Goal-directed Imitation Learning from Humans (M. Muehlig) |
One problem in learning the representation of movements is to map the observed data to a meaningful description. This is not particularly important for movements that exhibit only qualitative character, like for instance gesture imitation. But when it comes to imitating goal-directed movements that involve the handling or manipulation of objects, it is important to extract a suitable description for the task. This is relevant for being able to transfer task knowledge to novel situations. Task representations should generalize over the variant parameters, and ideally only comprise the invariant parameters of the task. If the learned movement representation comprises for instance hand-object relations as compared to joint movements, it can be applied to objects at different locations and at different orientations in the workspace. This is a significant difference to joint-level imitation methods, which show no flexibility to adapt the acquired movement in different situations.
Further, it should be possible to use acquired movements also concurrently, or to superpose learnt movements with ones that are generated by other methods. Example: Performing a bi-manual task with a tool and an object, while controlling the robots’ gaze to look at the object with a tracking controller.
Another important aspect for suitable representations is its dimensionality. Robotics motion control schemes tend to become less robust with higher task dimensions, since the given constraints limit the movement capabilities. Fewer constraints increase the influence of criteria that can make the movement more robust. Therefore, we strive for an efficient representation of the task, so that the robustness and achievability of the movement is high.

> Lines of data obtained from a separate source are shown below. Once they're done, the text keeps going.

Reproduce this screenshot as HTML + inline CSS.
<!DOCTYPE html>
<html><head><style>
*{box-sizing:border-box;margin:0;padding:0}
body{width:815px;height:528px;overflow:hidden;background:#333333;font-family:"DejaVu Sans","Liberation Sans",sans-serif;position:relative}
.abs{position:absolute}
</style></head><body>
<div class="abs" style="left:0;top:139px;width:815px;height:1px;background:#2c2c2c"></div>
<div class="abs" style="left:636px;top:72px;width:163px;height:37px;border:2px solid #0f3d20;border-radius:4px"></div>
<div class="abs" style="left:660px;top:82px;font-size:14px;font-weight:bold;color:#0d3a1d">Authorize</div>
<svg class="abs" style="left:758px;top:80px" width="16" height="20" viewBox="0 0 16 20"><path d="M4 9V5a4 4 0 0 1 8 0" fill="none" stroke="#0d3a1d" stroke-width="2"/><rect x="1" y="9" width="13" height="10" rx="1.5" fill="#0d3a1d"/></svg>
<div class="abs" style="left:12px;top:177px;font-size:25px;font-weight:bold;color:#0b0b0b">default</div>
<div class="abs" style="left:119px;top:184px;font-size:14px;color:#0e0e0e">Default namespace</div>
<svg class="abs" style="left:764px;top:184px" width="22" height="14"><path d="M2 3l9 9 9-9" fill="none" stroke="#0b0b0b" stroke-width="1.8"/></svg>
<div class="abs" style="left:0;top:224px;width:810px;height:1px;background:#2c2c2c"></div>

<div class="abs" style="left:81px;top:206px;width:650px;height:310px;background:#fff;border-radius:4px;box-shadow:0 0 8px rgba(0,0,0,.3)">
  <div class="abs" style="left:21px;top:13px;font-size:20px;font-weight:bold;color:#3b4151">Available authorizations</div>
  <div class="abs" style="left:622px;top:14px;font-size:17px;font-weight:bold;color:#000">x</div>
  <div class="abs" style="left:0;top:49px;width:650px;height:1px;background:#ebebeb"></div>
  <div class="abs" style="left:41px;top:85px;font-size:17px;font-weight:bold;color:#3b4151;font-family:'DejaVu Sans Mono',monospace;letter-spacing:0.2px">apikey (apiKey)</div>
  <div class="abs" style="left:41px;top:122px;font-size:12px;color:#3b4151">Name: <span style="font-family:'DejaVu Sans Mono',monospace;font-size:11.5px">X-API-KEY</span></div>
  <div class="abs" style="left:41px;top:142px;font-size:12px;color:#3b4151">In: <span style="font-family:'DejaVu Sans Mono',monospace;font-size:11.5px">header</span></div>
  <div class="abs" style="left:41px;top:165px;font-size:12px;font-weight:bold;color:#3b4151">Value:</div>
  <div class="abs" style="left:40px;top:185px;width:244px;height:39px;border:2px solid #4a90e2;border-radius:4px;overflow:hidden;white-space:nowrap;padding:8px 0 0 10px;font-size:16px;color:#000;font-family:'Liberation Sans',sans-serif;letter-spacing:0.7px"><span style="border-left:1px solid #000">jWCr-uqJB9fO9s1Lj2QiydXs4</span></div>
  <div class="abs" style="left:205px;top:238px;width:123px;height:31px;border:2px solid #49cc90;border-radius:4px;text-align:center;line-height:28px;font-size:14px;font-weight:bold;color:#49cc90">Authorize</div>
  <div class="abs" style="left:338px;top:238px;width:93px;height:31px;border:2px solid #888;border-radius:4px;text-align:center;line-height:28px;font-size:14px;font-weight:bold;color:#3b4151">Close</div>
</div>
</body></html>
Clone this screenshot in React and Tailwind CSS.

The topic of imitation learning can be subdivided in two distinct areas. There is the field of symbolic imitation learning, where action sequences are represented in symbols, often in graph structures. The similarity of such behaviors is determined on this rather high symbolic level, and the reproduction of the behavior is rather independent of the underlying embodiment of the system. On the other side, there are the statistically driven, sensor-based approaches, which determine similarities more on the embodiment level, and reproduce the movements in a very similar way than acquired. In these approaches, the problem is to extract the “meaning” of the observed behavior, and to retarget it to the observing system.
For imitation learning, it is favorable to exploit the statistics of multi-modal sensor data, such as visual information (object tracking, body tracking with motion capture …), guided movements (kinesthetic teaching), auditory and tactile information. The research question to solve is how to integrate multi-modal data into the movement.
When looking at the development of humans, it becomes apparent that movements are acquired in a rather complex teaching - imitation procedure. Hereby, the teacher or demonstrator plays an important role. Involving the demonstrator into the imitation learning process offers the possibility to significantly improve the learning process, and to even teach movements that cannot be captured by data driven approaches. The project targets at employing the feedback of the demonstrator. Other than in the purely data-driven approaches, the imitation learning process can be organized as a tutor / system interaction cycle, in which the feedback of the tutor may be incorporated to enforce distinct elements of the movement. The tutor's feedback can effectively be incorporated in specifying what to learn, and how it is represented. It is a target of this project to develop and organize the imitation learning process by incorporating such elements. This poses the challenging question of how to incorporate reward signals interactively, and how to structure the interactive learning process to allow for an incremental knowledge acquisition.